Needless to say, all of this self-doubt was making my writing life unsustainable, and I thought I was going to quit again until I read Alan Watt’s craft book, The 90-day Novel1. At the beginning of the book, Watt states that characters do not have problems; they have unsolvable dilemmas. Since the dilemmas cannot be resolved, the character must transform through a shift in their perception in order to survive the story.
For me as a writer, my dilemma is that the novel I’m working on may never see the light of day. When my books died on sub, I had completely succumbed to this problem. But Watt’s book helped me realize that my goal of traditionally publishing any given book is almost entirely out of my control. This goal is an unsolvable dilemma because short of writing and revising the book, I have very little sway over which editors acquire my books (or if any of them even want to acquire my books at all!). Once I realized that my publishing goals were an unsolvable dilemma, I understood that a shift in perception could save my writing life.
Nearly a decade ago, I had started writing Good People and You Will Survive This with one goal in mind: publish a novel to qualify for tenure-track jobs in the US. For eight long years, this goal drove every decision I made in both my professional and personal life. When Good People originally died on sub in 2022 and YWST a year later in 2023, I was devastated. My life as a writer was over, my dreams of becoming a college professor shattered.
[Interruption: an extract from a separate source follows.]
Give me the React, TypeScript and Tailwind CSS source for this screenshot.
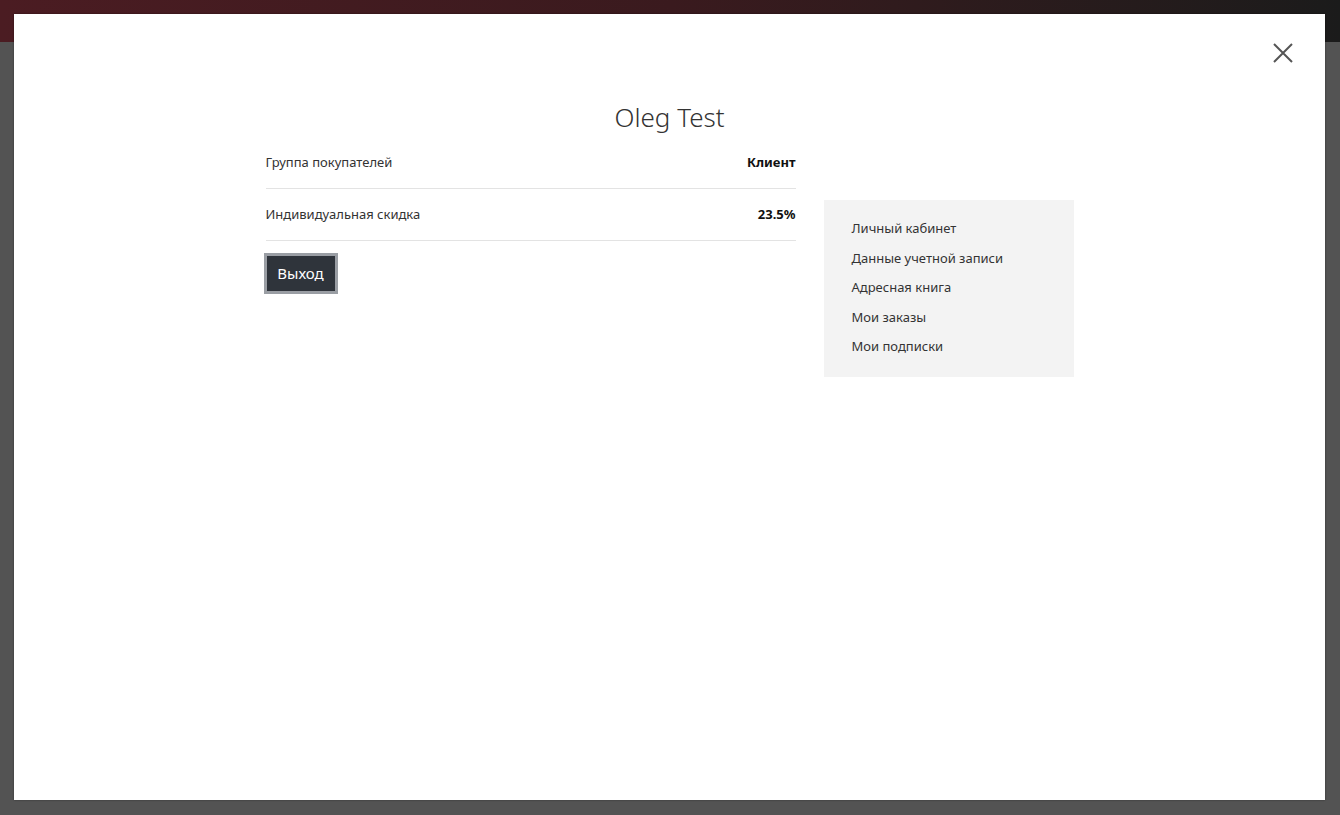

In order to finish the revise and resubmit request, I had to reframe my perception and relearn how to write for the sake of writing just like I did when I was a kid. In reframing my perception of my writing life, I would always succeed at what I set out to do—write a novel—even if I failed at my career-related writing goals. This shift in perception was a necessary transformation for my writing life to survive. Now, it’s easy to say, “Change your outlook, and your self-doubt will go away,” but what does that look like in practice? For me, it all comes down to the writing wind down routine I do at the end of each session.
When I was an MFA student at the University of South Florida, my pedagogy professor, Dr. Heather Sellers, taught our class a great way to do midterm course evaluations. She had us give our students an anonymous survey in which they write the following:
Three things that are going well in the course
Two concerns about the course
One question about the course
For writing, I’ve modified these prompts to a process-focused exercise I do at the end of every writing session. Here’s the template I use:
Three things that are working well in the draft
Two concerns I have about the draft
One question I will answer in my next writing session
As a rule, I always keep my answers concrete and craft-focused. “I’m worried that my character’s goals are too abstract” is a concrete, solvable concern whereas “I’m worried that I’m not a ‘good’ writer” is not. Along with that, I also make myself answer each bullet point in a single sentence. This constraint prevents the exercise from eating into my writing time.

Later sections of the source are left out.